In light of the atrocities committed by state officials during World War II, it was obvious that legal positivism and the social contract theories could not easily survive in the new era. The most awkward period for the victorious state officials was the Nuremberg trials. On one hand, the plaintiffs themselves had committed the same crimes; on the other hand, the prosecuting agents found it difficult to support the charges, simply because the Nazis had abided by the Nazi laws and the Nazi laws were perfectly legal pursuant to the statist maximum of legal positivism.

Facing such an embarrassing situation, state officials put forward a then neglected apparatus—international law. They enforced a corpus of internationally applied laws promising peace, or at least to avoid unproductive fights between them, in exchange for immunity and authority. The international law was not truly intended to relieve the subjects. The common people remained subjects of sovereign officers instead of being recognized as sovereign subjects of a universal law. The case law of the intergovernmental courts of human rights, wherever established, merely proved that the governors did not seriously mean to submit their powers to any law.

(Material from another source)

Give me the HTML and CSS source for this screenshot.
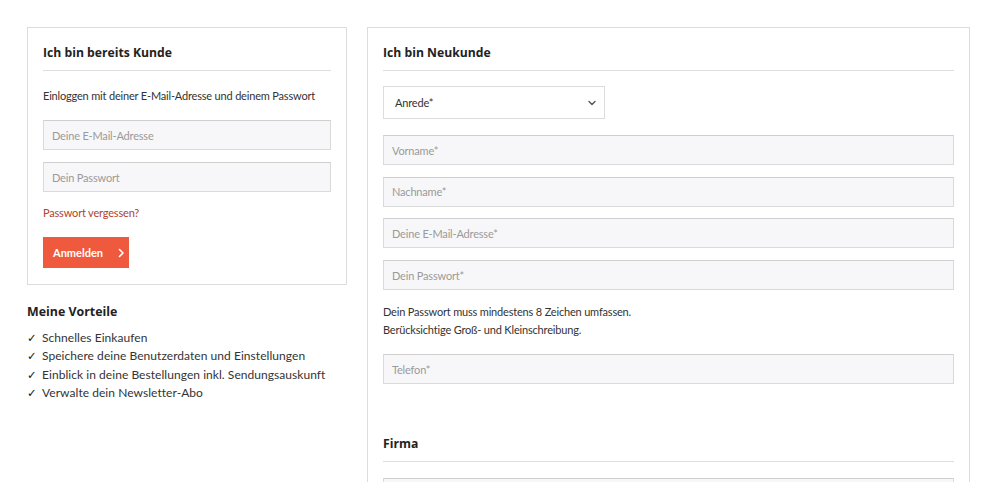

Although it is true that for a half century international law offered relief to the common people, this happened only to the extent that bureaucrats reduced their scuffles. With more peace, the people were subjected only to the violence of their officials without suffering from wars among regimes. However, at the end of the twentieth century, the state officials’ poor capacity to bind themselves to any peaceful principle led them to more wars exposing anew their true violent nature. 

Thus, it became evident that governments needed a new narrative in order to maintain their status. For this reason, they called on love.

Love and Fear

At the dawn of the twenty-first century, the significance of a shared national territory faded due to technological progress. In this context, national territory started being conceived as a fluid space formed by a combination of substantial areas and insubstantial “metaverses” and that could not easily be monitored. To the contrary, what remained tangible and, thus more subject to regulation, were the individuals, who could simultaneously interact in several territories.

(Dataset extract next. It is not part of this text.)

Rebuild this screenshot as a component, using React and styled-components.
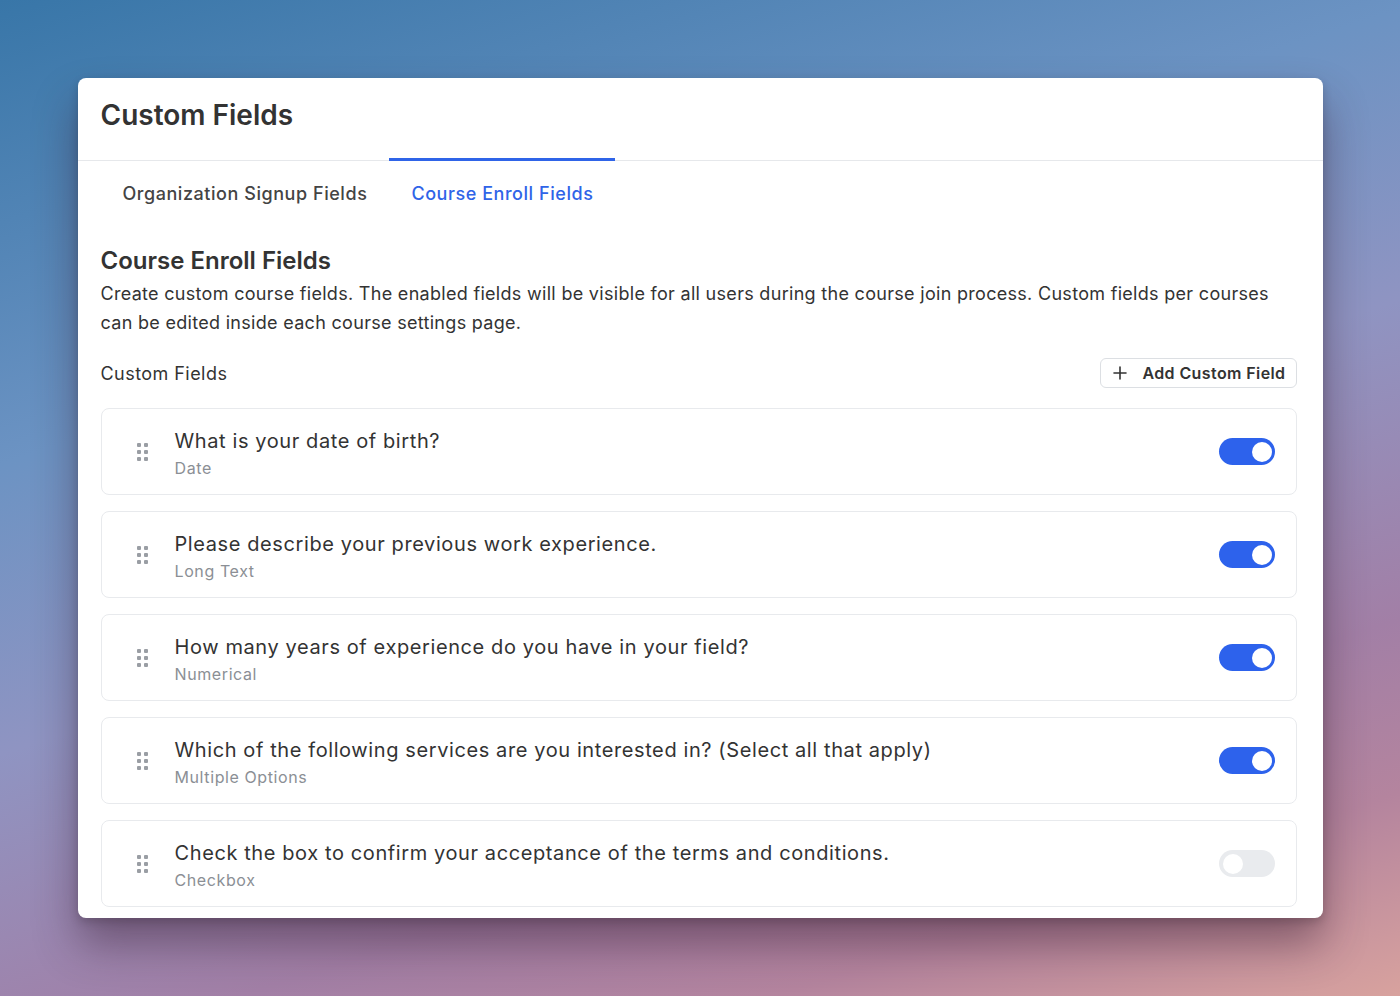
import React from "react";
import styled, { createGlobalStyle } from "styled-components";

const GlobalStyle = createGlobalStyle`
  html, body {
    margin: 0;
    padding: 0;
  }
  body {
    font-family: Inter, "Noto Sans", "Liberation Sans", sans-serif;
    color: #333;
    min-height: 996px;
    background: linear-gradient(162deg, #3876a8 0%, #6c93c3 32%, #8f94c2 52%, #a27fa6 74%, #b4849e 86%, #d8a29e 100%);
    overflow: hidden;
  }
`;

const Page = styled.div`
  padding-top: 78px;
  display: flex;
  justify-content: center;
  height: 996px;
  box-sizing: border-box;
`;

const Card = styled.div`
  width: 1245px;
  height: 840px;
  background: #fff;
  border-radius: 8px;
  overflow: hidden;
  box-shadow: 0 26px 44px rgba(50, 25, 45, 0.45), 0 4px 10px rgba(0, 0, 0, 0.18);
  display: flex;
  flex-direction: column;
`;

const Header = styled.div`
  height: 83px;
  box-sizing: border-box;
  padding: 0 23px;
  display: flex;
  align-items: center;
  border-bottom: 1px solid #e6e8eb;
  h1 {
    margin: 0 0 8px;
    font-size: 28px;
    font-weight: 600;
    color: #333;
    letter-spacing: 0;
  }
`;

const Tabs = styled.div`
  display: flex;
  padding: 0 23px;
  margin-top: -3px;
`;

const Tab = styled.div`
  padding: 22px 22px 19px;
  font-size: 18px;
  font-weight: 500;
  letter-spacing: 0.55px;
  color: ${(p) => (p.$active ? "#2f64e8" : "#444")};
  border-top: 3px solid ${(p) => (p.$active ? "#2f64e8" : "transparent")};
`;

const Body = styled.div`
  padding: 23px 26px 0 23px;
`;

const SectionTitle = styled.h2`
  margin: 0;
  font-size: 24px;
  font-weight: 600;
  color: #333;
  line-height: 30px;
  letter-spacing: 0;
`;

const Description = styled.p`
  margin: 3px 0 0;
  font-size: 18px;
  line-height: 29px;
  color: #333;
  letter-spacing: 0.3px;
`;

const ListHeader = styled.div`
  display: flex;
  justify-content: space-between;
  align-items: center;
  margin-top: 21px;
  margin-bottom: 20px;
  span {
    font-size: 18px;
    color: #333;
    letter-spacing: 0.45px;
  }
`;

const AddButton = styled.button`
  display: flex;
  align-items: center;
  gap: 15px;
  height: 30px;
  padding: 0 10px 0 12px;
  background: #fff;
  border: 1px solid #dcdfe3;
  border-radius: 6px;
  font-family: inherit;
  font-size: 16px;
  font-weight: 600;
  color: #333;
  letter-spacing: 0.4px;
  cursor: pointer;
`;

const List = styled.div`
  display: flex;
  flex-direction: column;
  gap: 16px;
`;

const Row = styled.div`
  height: 87px;
  box-sizing: border-box;
  border: 1px solid #e8eaed;
  border-radius: 8px;
  display: flex;
  align-items: center;
  padding: 0 21px 0 35px;
`;

const Handle = styled.div`
  display: grid;
  grid-template-columns: 4px 4px;
  grid-template-rows: 4px 4px 4px;
  gap: 3px;
  margin-right: 27px;
  i {
    width: 4px;
    height: 4px;
    border-radius: 1px;
    background: #9a9ea4;
  }
`;

const Info = styled.div`
  flex: 1;
  display: flex;
  flex-direction: column;
  gap: 4px;
  margin-top: 3px;
`;

const Title = styled.div`
  font-size: 20px;
  color: #333;
  line-height: 26px;
  letter-spacing: 0.6px;
`;

const Type = styled.div`
  font-size: 16px;
  color: #8b8f95;
  letter-spacing: 0.6px;
`;

const Switch = styled.div`
  width: 56px;
  height: 27px;
  border-radius: 14px;
  background: ${(p) => (p.$on ? "#2d62ec" : "#e9ebee")};
  position: relative;
  &::after {
    content: "";
    position: absolute;
    top: 3.5px;
    left: ${(p) => (p.$on ? "33px" : "4px")};
    width: 20px;
    height: 20px;
    border-radius: 50%;
    background: #fff;
  }
`;

const fields = [
  { title: "What is your date of birth?", type: "Date", on: true },
  { title: "Please describe your previous work experience.", type: "Long Text", on: true },
  { title: "How many years of experience do you have in your field?", type: "Numerical", on: true },
  { title: "Which of the following services are you interested in? (Select all that apply)", type: "Multiple Options", on: true },
  { title: "Check the box to confirm your acceptance of the terms and conditions.", type: "Checkbox", on: false },
];

const PlusIcon = () => (
  <svg width="14" height="14" viewBox="0 0 14 14" fill="none" stroke="#333" strokeWidth="1.6" strokeLinecap="round">
    <path d="M7 1v12M1 7h12" />
  </svg>
);

const App = () => {
  return (
    <>
      <GlobalStyle />
      <Page>
        <Card>
          <Header>
            <h1>Custom Fields</h1>
          </Header>
          <Tabs>
            <Tab>Organization Signup Fields</Tab>
            <Tab $active>Course Enroll Fields</Tab>
          </Tabs>
          <Body>
            <SectionTitle>Course Enroll Fields</SectionTitle>
            <Description>
              Create custom course fields. The enabled fields will be visible for all users during the course join
              process. Custom fields per courses can be edited inside each course settings page.
            </Description>
            <ListHeader>
              <span>Custom Fields</span>
              <AddButton>
                <PlusIcon />
                Add Custom Field
              </AddButton>
            </ListHeader>
            <List>
              {fields.map((f) => (
                <Row key={f.title}>
                  <Handle>
                    <i /><i /><i /><i /><i /><i />
                  </Handle>
                  <Info>
                    <Title>{f.title}</Title>
                    <Type>{f.type}</Type>
                  </Info>
                  <Switch $on={f.on} />
                </Row>
              ))}
            </List>
          </Body>
        </Card>
      </Page>
    </>
  );
};

export default App;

In this context, Western state officials ended up with a group of subjects acting in multiple spaces, the metaverses included, where individuals could escape state violence and assume full self-ownership and sovereignty. In the West, an abrupt return to the traditional territorial state would have sounded like an arbitrary request to use horses instead of cars. Thus, Western officers needed a justification for their violent interception of individuals’ progression toward full self-ownership. 

To this end, the state elites substituted love for peace, resorting to the most vague and authoritarian law, the good intentions law—an emergency law that allows constant governmental interference with human liberty out of fear of harm, provided that everything is well intended.

From the Nonaggression Principle to the Good Intentions Principle

The rising universal emergency law of good intentions is distinguished by the following characteristics:

  • Universal as opposed to international. The old international law had been designed for tangible spaces, while the state elites now needed a law which could apply universally. Indeed, the new law can regulate certain individuals in uncertain "verses;" e.g., offline, online, metaverse, universe, multiverse, alterverse, megaverse, etc.
  • A permanent state of emergency. In the increasingly interconnected digital environments, governments present every issue as an urgent situation that needs to be immediately regulated. On this occasion, the state officials show up to regulate subjects’ behavior by leaps and bounds, out of an alleged fear of an imminent collective hazard.
  • Law as violence. Violence is the foundation of the state officials’ authoritarian privilege; under the new law, the state has an upgraded authority to arbitrarily regulate the body, the mind, and the morals of the subjects.
  • Good intentions as opposed to nonaggression. The passive nonaggression principle is not only rejected, but it rather qualifies as immoral. Pursuant to the active good intentions principle, state officials have declared themselves restless fighters for an abstract Western collective virtue. For this reason, they are allowed to constantly interfere with every aspect of life while inviting the subjects to cooperate (i.e., to passively obey). Possible bad consequences are excused due to officers’ good intentions. If some subjects dissent, they obviously do not share the progressive social and moral values and must be ostracized (canceled, in the digital slang) or otherwise sanctioned.

Conclusion

In the West, the political ideologies of the last two centuries have long been replaced by a collective raving love and fear delirium orchestrated by the privileged bureaucrats. In the center of it, there is a muddle of regulations regarding identity issues, climate change, energy efficiency, health and social threats, safeguard of democracy, etc. The subjects must follow all legislation religiously, not for its doubtful results (external) but to prove their moral alignment (internal) with the state in its fight against a vague emergency. The emergency, as if it were religious dogma, cannot be questioned by any commoner, while the political elites, as if they were clergy, are allowed to be authoritarian as long as they have good intentions.